"""
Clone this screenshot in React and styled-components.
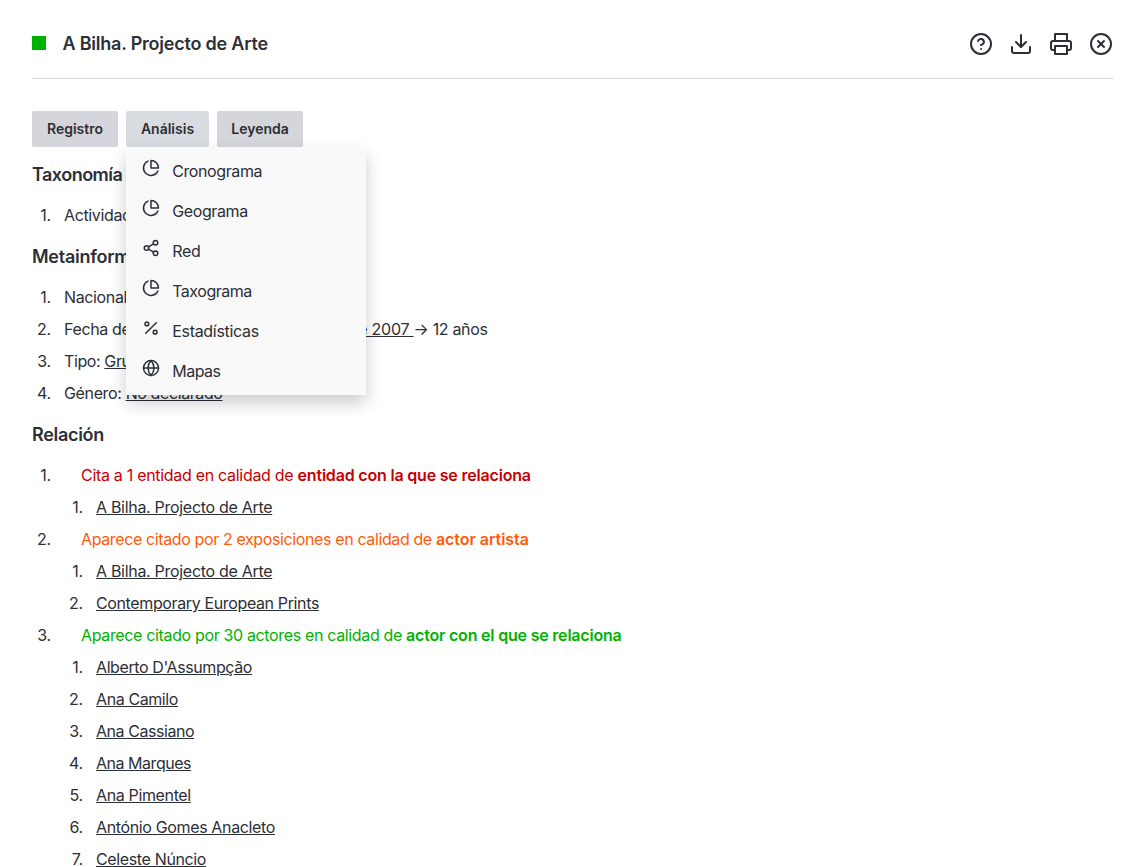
import React from "react";
import styled, { createGlobalStyle } from "styled-components";
import { FiHelpCircle, FiDownload, FiPrinter, FiXCircle, FiPieChart, FiShare2, FiPercent, FiGlobe } from "react-icons/fi";

const GlobalStyle = createGlobalStyle`
  *, *::before { box-sizing: border-box; }
  html, body { margin: 0; height: 100%; overflow: hidden; background: #fff; }
  body { font-family: Inter, "Liberation Sans", sans-serif; font-size: 16px; line-height: 32px; color: #2c2f36; }
`;

const Page = styled.main`
  padding: 0 32px;
  height: 867px;
  overflow: hidden;
`;
const Header = styled.header`
  display: flex;
  align-items: center;
  height: 79px;
  padding-top: 9px;
  border-bottom: 1px solid #d1d1d9;
`;
const Swatch = styled.span`
  width: 14px;
  height: 14px;
  margin: 0 16.5px 2px 0;
  background: #00b200;
`;
const Title = styled.h1`
  flex: 1;
  margin: 0;
  font-size: 18px;
  font-weight: 600;
  letter-spacing: -0.22px;
`;
const Tools = styled.div`
  display: flex;
  gap: 16px;
  svg { width: 24px; height: 24px; display: block; }
`;
const Bar = styled.nav`
  display: flex;
  gap: 8px;
  margin-top: 32px;
`;
const MenuAnchor = styled.div`
  position: relative;
`;
const Button = styled.button`
  width: ${(p) => p.$width}px;
  height: 36px;
  padding: 0;
  border: 0;
  border-radius: 2px;
  background: ${(p) => (p.$active ? "#d8dbe0" : "#d5d6db")};
  color: inherit;
  font: 600 14px/36px Inter, sans-serif;
`;
const Menu = styled.div`
  position: absolute;
  top: 36px;
  left: 0;
  width: 240px;
  padding: 4px 16px;
  background: #f9f9f9;
  box-shadow: 0 8px 16px rgba(0, 0, 0, 0.2);
`;
const MenuItem = styled.div`
  display: flex;
  height: 40px;
  line-height: 40px;
  svg { width: 18px; height: 18px; margin: 8px 12.2px 0 0; }
`;
const Heading = styled.h2`
  margin: 0 0 8px;
  font-size: 18px;
  font-weight: 600;
  line-height: 32px;
  letter-spacing: ${(p) => p.$track || 0}px;
`;
const Section = styled.section`
  padding-top: ${(p) => p.$top || 10}px;
`;
const List = styled.ol`
  margin: 0;
  padding-left: 32px;
  list-style: none;
  counter-reset: entry;
`;
const Entry = styled.li`
  counter-increment: entry;
  white-space: nowrap;
  &::before {
    content: counter(entry) ".";
    display: inline-block;
    width: 32px;
    margin-left: -32px;
    padding-right: 13px;
    text-align: right;
    letter-spacing: -0.2px;
  }
`;
const Text = styled.span`
  letter-spacing: ${(p) => p.$track ?? -0.36}px;
`;
const Link = styled.a`
  text-decoration: underline;
  letter-spacing: ${(p) => p.$track ?? -0.36}px;
`;
const Cite = styled.span`
  margin-left: 17px;
  color: ${(p) => p.$tone};
`;
const Role = styled.strong`
  font-weight: 600;
  letter-spacing: ${(p) => p.$track || 0}px;
`;

const MENU = [
  [FiPieChart, "Cronograma", -0.4],
  [FiPieChart, "Geograma", -0.38],
  [FiShare2, "Red", -0.3],
  [FiPieChart, "Taxograma", -0.48],
  [FiPercent, "Estadísticas", -0.3],
  [FiGlobe, "Mapas", -0.5],
];
const RELATIONS = [
  {
    tone: "#c80000", text: "Cita a 1 entidad en calidad de", track: -0.3, role: "entidad con la que se relaciona", roleTrack: -0.19,
    links: [["A Bilha. Projecto de Arte", -0.3]],
  },
  {
    tone: "#ff5a0a", text: "Aparece citado por 2 exposiciones en calidad de", track: -0.38, role: "actor artista", roleTrack: -0.04,
    links: [["A Bilha. Projecto de Arte", -0.3], ["Contemporary European Prints", -0.37]],
  },
  {
    tone: "#00b200", text: "Aparece citado por 30 actores en calidad de", track: -0.35, role: "actor con el que se relaciona", roleTrack: -0.2,
    links: [
      ["Alberto D'Assumpção", -0.4],
      ["Ana Camilo", -0.4],
      ["Ana Cassiano", -0.44],
      ["Ana Marques", -0.47],
      ["Ana Pimentel", -0.36],
      ["António Gomes Anacleto", -0.36],
      ["Celeste Núncio", -0.36],
    ],
  },
];

export default function App() {
  return (
    <Page>
      <GlobalStyle />
      <Header>
        <Swatch />
        <Title>A Bilha. Projecto de Arte</Title>
        <Tools><FiHelpCircle /><FiDownload /><FiPrinter /><FiXCircle /></Tools>
      </Header>
      <Bar>
        <Button $width={86}>Registro</Button>
        <MenuAnchor>
          <Button $width={83} $active>Análisis</Button>
          <Menu>
            {MENU.map(([Icon, label, track]) => (
              <MenuItem key={label}><Icon /><Text $track={track}>{label}</Text></MenuItem>
            ))}
          </Menu>
        </MenuAnchor>
        <Button $width={86}>Leyenda</Button>
      </Bar>
      <Section $top={12}>
        <Heading $track={-0.52}>Taxonomía</Heading>
        <List><Entry><Text>Actividad</Text></Entry></List>
      </Section>
      <Section>
        <Heading $track={-0.26}>Metainformación</Heading>
        <List>
          <Entry><Text>Nacionalidad</Text></Entry>
          <Entry>
            <Text>Fecha de nacimiento: </Text>
            <Link $track={-0.24}>11 de septiembre de 2007 </Link>
            <Text $track={-0.34}>→ 12 años</Text>
          </Entry>
          <Entry><Text $track={-0.4}>Tipo: </Text><Link>Grupo</Link></Entry>
          <Entry><Text>Género: </Text><Link $track={-0.4}>No declarado</Link></Entry>
        </List>
      </Section>
      <Section>
        <Heading $track={-0.3}>Relación</Heading>
        <List>
          {RELATIONS.map((r) => (
            <Entry key={r.tone}>
              <Cite $tone={r.tone}>
                <Text $track={r.track}>{r.text} </Text>
                <Role $track={r.roleTrack}>{r.role}</Role>
              </Cite>
              <List>
                {r.links.map(([name, track]) => <Entry key={name}><Link $track={track}>{name}</Link></Entry>)}
              </List>
            </Entry>
          ))}
        </List>
      </Section>
    </Page>
  );
}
"""
**REQUIREMENT:**
All the lines above are to be reproduced exactly, except the pictures.

**FINAL RESULT:**
Clone this screenshot in React and styled-components.
import React from "react";
import styled, { createGlobalStyle } from "styled-components";
import { FiHelpCircle, FiDownload, FiPrinter, FiXCircle, FiPieChart, FiShare2, FiPercent, FiGlobe } from "react-icons/fi";

const GlobalStyle = createGlobalStyle`
  *, *::before { box-sizing: border-box; }
  html, body { margin: 0; height: 100%; overflow: hidden; background: #fff; }
  body { font-family: Inter, "Liberation Sans", sans-serif; font-size: 16px; line-height: 32px; color: #2c2f36; }
`;

const Page = styled.main`
  padding: 0 32px;
  height: 867px;
  overflow: hidden;
`;
const Header = styled.header`
  display: flex;
  align-items: center;
  height: 79px;
  padding-top: 9px;
  border-bottom: 1px solid #d1d1d9;
`;
const Swatch = styled.span`
  width: 14px;
  height: 14px;
  margin: 0 16.5px 2px 0;
  background: #00b200;
`;
const Title = styled.h1`
  flex: 1;
  margin: 0;
  font-size: 18px;
  font-weight: 600;
  letter-spacing: -0.22px;
`;
const Tools = styled.div`
  display: flex;
  gap: 16px;
  svg { width: 24px; height: 24px; display: block; }
`;
const Bar = styled.nav`
  display: flex;
  gap: 8px;
  margin-top: 32px;
`;
const MenuAnchor = styled.div`
  position: relative;
`;
const Button = styled.button`
  width: ${(p) => p.$width}px;
  height: 36px;
  padding: 0;
  border: 0;
  border-radius: 2px;
  background: ${(p) => (p.$active ? "#d8dbe0" : "#d5d6db")};
  color: inherit;
  font: 600 14px/36px Inter, sans-serif;
`;
const Menu = styled.div`
  position: absolute;
  top: 36px;
  left: 0;
  width: 240px;
  padding: 4px 16px;
  background: #f9f9f9;
  box-shadow: 0 8px 16px rgba(0, 0, 0, 0.2);
`;
const MenuItem = styled.div`
  display: flex;
  height: 40px;
  line-height: 40px;
  svg { width: 18px; height: 18px; margin: 8px 12.2px 0 0; }
`;
const Heading = styled.h2`
  margin: 0 0 8px;
  font-size: 18px;
  font-weight: 600;
  line-height: 32px;
  letter-spacing: ${(p) => p.$track || 0}px;
`;
const Section = styled.section`
  padding-top: ${(p) => p.$top || 10}px;
`;
const List = styled.ol`
  margin: 0;
  padding-left: 32px;
  list-style: none;
  counter-reset: entry;
`;
const Entry = styled.li`
  counter-increment: entry;
  white-space: nowrap;
  &::before {
    content: counter(entry) ".";
    display: inline-block;
    width: 32px;
    margin-left: -32px;
    padding-right: 13px;
    text-align: right;
    letter-spacing: -0.2px;
  }
`;
const Text = styled.span`
  letter-spacing: ${(p) => p.$track ?? -0.36}px;
`;
const Link = styled.a`
  text-decoration: underline;
  letter-spacing: ${(p) => p.$track ?? -0.36}px;
`;
const Cite = styled.span`
  margin-left: 17px;
  color: ${(p) => p.$tone};
`;
const Role = styled.strong`
  font-weight: 600;
  letter-spacing: ${(p) => p.$track || 0}px;
`;

const MENU = [
  [FiPieChart, "Cronograma", -0.4],
  [FiPieChart, "Geograma", -0.38],
  [FiShare2, "Red", -0.3],
  [FiPieChart, "Taxograma", -0.48],
  [FiPercent, "Estadísticas", -0.3],
  [FiGlobe, "Mapas", -0.5],
];
const RELATIONS = [
  {
    tone: "#c80000", text: "Cita a 1 entidad en calidad de", track: -0.3, role: "entidad con la que se relaciona", roleTrack: -0.19,
    links: [["A Bilha. Projecto de Arte", -0.3]],
  },
  {
    tone: "#ff5a0a", text: "Aparece citado por 2 exposiciones en calidad de", track: -0.38, role: "actor artista", roleTrack: -0.04,
    links: [["A Bilha. Projecto de Arte", -0.3], ["Contemporary European Prints", -0.37]],
  },
  {
    tone: "#00b200", text: "Aparece citado por 30 actores en calidad de", track: -0.35, role: "actor con el que se relaciona", roleTrack: -0.2,
    links: [
      ["Alberto D'Assumpção", -0.4],
      ["Ana Camilo", -0.4],
      ["Ana Cassiano", -0.44],
      ["Ana Marques", -0.47],
      ["Ana Pimentel", -0.36],
      ["António Gomes Anacleto", -0.36],
      ["Celeste Núncio", -0.36],
    ],
  },
];

export default function App() {
  return (
    <Page>
      <GlobalStyle />
      <Header>
        <Swatch />
        <Title>A Bilha. Projecto de Arte</Title>
        <Tools><FiHelpCircle /><FiDownload /><FiPrinter /><FiXCircle /></Tools>
      </Header>
      <Bar>
        <Button $width={86}>Registro</Button>
        <MenuAnchor>
          <Button $width={83} $active>Análisis</Button>
          <Menu>
            {MENU.map(([Icon, label, track]) => (
              <MenuItem key={label}><Icon /><Text $track={track}>{label}</Text></MenuItem>
            ))}
          </Menu>
        </MenuAnchor>
        <Button $width={86}>Leyenda</Button>
      </Bar>
      <Section $top={12}>
        <Heading $track={-0.52}>Taxonomía</Heading>
        <List><Entry><Text>Actividad</Text></Entry></List>
      </Section>
      <Section>
        <Heading $track={-0.26}>Metainformación</Heading>
        <List>
          <Entry><Text>Nacionalidad</Text></Entry>
          <Entry>
            <Text>Fecha de nacimiento: </Text>
            <Link $track={-0.24}>11 de septiembre de 2007 </Link>
            <Text $track={-0.34}>→ 12 años</Text>
          </Entry>
          <Entry><Text $track={-0.4}>Tipo: </Text><Link>Grupo</Link></Entry>
          <Entry><Text>Género: </Text><Link $track={-0.4}>No declarado</Link></Entry>
        </List>
      </Section>
      <Section>
        <Heading $track={-0.3}>Relación</Heading>
        <List>
          {RELATIONS.map((r) => (
            <Entry key={r.tone}>
              <Cite $tone={r.tone}>
                <Text $track={r.track}>{r.text} </Text>
                <Role $track={r.roleTrack}>{r.role}</Role>
              </Cite>
              <List>
                {r.links.map(([name, track]) => <Entry key={name}><Link $track={track}>{name}</Link></Entry>)}
              </List>
            </Entry>
          ))}
        </List>
      </Section>
    </Page>
  );
}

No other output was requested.